■ INFORMATION SHOWN
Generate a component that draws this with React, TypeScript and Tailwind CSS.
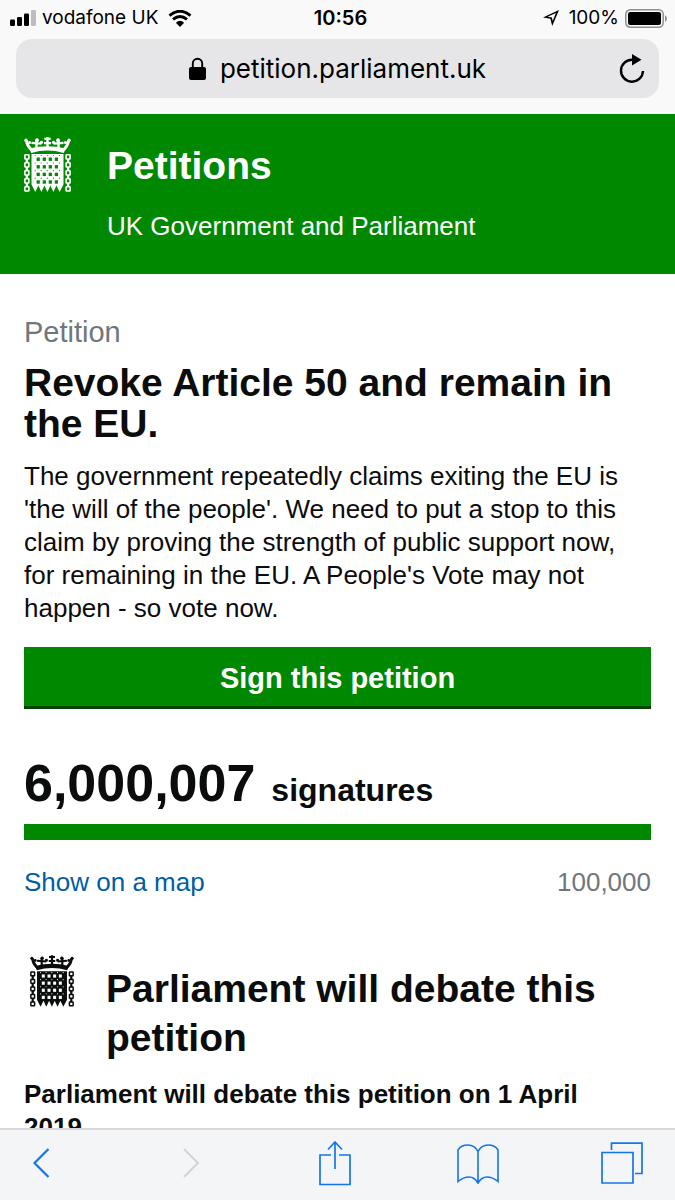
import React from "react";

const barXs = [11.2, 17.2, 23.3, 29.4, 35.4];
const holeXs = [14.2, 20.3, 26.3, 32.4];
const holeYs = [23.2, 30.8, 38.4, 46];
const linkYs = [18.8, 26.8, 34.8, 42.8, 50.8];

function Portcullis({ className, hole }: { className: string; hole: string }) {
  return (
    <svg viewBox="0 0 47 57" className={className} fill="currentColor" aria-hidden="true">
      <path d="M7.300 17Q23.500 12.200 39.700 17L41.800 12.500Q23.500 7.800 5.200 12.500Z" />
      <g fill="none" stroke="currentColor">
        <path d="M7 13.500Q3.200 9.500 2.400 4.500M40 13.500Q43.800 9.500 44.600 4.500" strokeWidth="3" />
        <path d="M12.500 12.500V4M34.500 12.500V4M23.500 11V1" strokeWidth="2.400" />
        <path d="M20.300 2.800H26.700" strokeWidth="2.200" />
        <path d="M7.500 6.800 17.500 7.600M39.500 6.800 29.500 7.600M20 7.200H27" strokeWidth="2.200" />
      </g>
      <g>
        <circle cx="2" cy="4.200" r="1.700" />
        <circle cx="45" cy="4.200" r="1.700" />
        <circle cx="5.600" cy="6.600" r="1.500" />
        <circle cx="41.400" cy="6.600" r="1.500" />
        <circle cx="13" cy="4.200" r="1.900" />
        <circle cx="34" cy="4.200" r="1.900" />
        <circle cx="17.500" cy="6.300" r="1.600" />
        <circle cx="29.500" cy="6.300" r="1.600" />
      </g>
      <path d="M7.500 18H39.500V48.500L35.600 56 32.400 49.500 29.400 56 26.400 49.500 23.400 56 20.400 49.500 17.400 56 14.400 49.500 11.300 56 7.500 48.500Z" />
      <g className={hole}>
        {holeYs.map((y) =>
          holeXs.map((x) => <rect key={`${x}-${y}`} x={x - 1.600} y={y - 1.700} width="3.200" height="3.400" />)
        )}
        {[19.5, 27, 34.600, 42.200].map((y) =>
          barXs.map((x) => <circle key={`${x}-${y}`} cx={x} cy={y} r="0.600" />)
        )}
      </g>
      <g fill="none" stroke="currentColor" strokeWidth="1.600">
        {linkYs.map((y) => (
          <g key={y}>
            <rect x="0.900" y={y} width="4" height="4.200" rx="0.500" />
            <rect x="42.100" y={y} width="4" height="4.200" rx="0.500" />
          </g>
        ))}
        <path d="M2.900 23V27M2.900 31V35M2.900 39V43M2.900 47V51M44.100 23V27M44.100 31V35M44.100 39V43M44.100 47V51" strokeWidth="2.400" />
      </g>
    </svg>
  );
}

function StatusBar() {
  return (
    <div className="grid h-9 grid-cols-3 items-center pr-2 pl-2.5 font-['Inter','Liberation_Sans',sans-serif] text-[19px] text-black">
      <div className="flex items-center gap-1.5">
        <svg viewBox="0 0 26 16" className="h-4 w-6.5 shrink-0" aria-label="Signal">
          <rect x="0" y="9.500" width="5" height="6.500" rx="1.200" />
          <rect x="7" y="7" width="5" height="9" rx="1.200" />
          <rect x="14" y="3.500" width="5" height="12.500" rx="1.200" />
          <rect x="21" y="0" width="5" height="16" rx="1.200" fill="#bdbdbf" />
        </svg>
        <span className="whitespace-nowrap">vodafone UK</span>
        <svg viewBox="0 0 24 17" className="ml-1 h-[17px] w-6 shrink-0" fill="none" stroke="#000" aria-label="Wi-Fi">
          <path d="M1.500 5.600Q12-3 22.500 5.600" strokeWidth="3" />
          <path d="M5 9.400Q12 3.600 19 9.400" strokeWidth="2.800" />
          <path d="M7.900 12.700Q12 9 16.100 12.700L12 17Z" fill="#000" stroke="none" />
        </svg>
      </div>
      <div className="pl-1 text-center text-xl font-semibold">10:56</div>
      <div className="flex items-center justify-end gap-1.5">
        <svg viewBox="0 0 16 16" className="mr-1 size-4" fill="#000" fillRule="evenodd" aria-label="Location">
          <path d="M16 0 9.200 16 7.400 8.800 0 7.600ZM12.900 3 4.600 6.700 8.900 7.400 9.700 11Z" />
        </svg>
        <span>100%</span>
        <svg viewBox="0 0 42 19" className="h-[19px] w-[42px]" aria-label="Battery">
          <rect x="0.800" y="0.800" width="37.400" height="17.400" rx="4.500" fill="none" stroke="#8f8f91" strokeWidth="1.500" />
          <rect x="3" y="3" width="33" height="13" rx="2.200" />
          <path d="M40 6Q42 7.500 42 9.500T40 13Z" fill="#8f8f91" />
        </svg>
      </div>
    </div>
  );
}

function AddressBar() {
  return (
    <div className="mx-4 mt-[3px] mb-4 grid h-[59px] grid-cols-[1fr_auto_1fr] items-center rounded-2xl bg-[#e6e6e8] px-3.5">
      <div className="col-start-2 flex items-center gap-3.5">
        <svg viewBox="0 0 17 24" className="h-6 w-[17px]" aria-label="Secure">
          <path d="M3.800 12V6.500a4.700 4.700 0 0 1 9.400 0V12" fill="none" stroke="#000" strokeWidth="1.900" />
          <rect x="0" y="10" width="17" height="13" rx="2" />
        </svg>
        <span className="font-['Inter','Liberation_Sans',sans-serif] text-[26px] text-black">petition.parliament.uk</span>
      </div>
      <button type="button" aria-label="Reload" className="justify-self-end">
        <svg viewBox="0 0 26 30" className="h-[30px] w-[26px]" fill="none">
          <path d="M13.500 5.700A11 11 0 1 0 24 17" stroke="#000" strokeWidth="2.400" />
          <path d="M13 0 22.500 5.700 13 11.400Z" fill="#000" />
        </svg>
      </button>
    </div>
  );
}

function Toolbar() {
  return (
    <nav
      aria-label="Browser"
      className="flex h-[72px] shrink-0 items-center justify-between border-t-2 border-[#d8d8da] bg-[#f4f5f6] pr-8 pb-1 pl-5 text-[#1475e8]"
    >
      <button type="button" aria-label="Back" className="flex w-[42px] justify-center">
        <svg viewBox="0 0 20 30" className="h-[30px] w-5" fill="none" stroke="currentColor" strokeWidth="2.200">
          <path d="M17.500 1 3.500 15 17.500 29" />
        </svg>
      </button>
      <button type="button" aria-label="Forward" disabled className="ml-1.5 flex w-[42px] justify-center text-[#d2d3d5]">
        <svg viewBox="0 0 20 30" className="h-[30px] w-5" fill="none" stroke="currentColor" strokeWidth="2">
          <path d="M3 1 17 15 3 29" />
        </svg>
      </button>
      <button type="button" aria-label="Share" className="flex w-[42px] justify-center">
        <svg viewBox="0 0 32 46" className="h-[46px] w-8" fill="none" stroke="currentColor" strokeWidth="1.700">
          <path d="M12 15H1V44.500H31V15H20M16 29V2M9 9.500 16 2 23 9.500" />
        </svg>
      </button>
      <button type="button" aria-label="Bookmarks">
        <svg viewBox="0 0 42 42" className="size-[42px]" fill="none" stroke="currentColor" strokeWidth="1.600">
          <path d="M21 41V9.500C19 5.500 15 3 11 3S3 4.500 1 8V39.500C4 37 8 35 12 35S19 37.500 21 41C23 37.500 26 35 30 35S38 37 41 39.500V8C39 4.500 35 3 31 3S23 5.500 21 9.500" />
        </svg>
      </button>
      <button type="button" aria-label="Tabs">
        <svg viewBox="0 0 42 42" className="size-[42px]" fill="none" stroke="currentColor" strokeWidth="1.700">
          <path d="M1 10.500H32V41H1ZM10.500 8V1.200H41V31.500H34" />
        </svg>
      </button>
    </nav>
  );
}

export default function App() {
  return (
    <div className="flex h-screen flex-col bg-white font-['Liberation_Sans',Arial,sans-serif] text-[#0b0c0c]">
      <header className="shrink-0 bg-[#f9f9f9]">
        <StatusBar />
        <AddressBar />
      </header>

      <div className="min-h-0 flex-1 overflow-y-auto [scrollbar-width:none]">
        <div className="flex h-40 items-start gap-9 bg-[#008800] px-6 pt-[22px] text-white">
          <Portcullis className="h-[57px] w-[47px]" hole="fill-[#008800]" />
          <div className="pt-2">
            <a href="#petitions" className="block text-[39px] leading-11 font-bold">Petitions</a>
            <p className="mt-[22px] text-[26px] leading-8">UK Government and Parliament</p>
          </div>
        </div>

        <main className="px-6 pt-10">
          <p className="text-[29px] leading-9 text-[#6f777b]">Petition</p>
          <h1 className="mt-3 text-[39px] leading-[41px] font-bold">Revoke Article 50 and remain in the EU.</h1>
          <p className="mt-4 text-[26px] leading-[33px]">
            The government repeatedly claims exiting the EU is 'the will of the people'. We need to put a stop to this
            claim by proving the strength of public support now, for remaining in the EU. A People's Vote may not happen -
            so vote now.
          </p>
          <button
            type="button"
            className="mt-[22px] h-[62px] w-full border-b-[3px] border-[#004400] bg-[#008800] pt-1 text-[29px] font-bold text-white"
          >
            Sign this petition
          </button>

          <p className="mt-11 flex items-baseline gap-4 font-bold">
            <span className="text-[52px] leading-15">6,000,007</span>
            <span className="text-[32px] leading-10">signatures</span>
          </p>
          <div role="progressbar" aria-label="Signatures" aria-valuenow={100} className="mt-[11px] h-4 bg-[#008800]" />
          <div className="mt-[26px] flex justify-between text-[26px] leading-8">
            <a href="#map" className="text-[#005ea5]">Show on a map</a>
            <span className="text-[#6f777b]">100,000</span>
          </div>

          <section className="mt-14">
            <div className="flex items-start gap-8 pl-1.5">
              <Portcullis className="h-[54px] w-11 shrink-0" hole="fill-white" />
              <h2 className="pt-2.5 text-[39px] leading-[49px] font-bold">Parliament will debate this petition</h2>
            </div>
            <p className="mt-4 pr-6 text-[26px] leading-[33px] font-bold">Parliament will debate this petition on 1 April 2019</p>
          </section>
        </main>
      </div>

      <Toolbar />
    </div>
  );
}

■ WORK REQUIRED
Your task is to restate word for word the lines from the top of the data to the line containing "const linkYs = [18.8, 26.8, 34.8, 42.8, 50.8];", both ends included, with every picture left out.

■ RESULT
Generate a component that draws this with React, TypeScript and Tailwind CSS.
import React from "react";

const barXs = [11.2, 17.2, 23.3, 29.4, 35.4];
const holeXs = [14.2, 20.3, 26.3, 32.4];
const holeYs = [23.2, 30.8, 38.4, 46];
const linkYs = [18.8, 26.8, 34.8, 42.8, 50.8];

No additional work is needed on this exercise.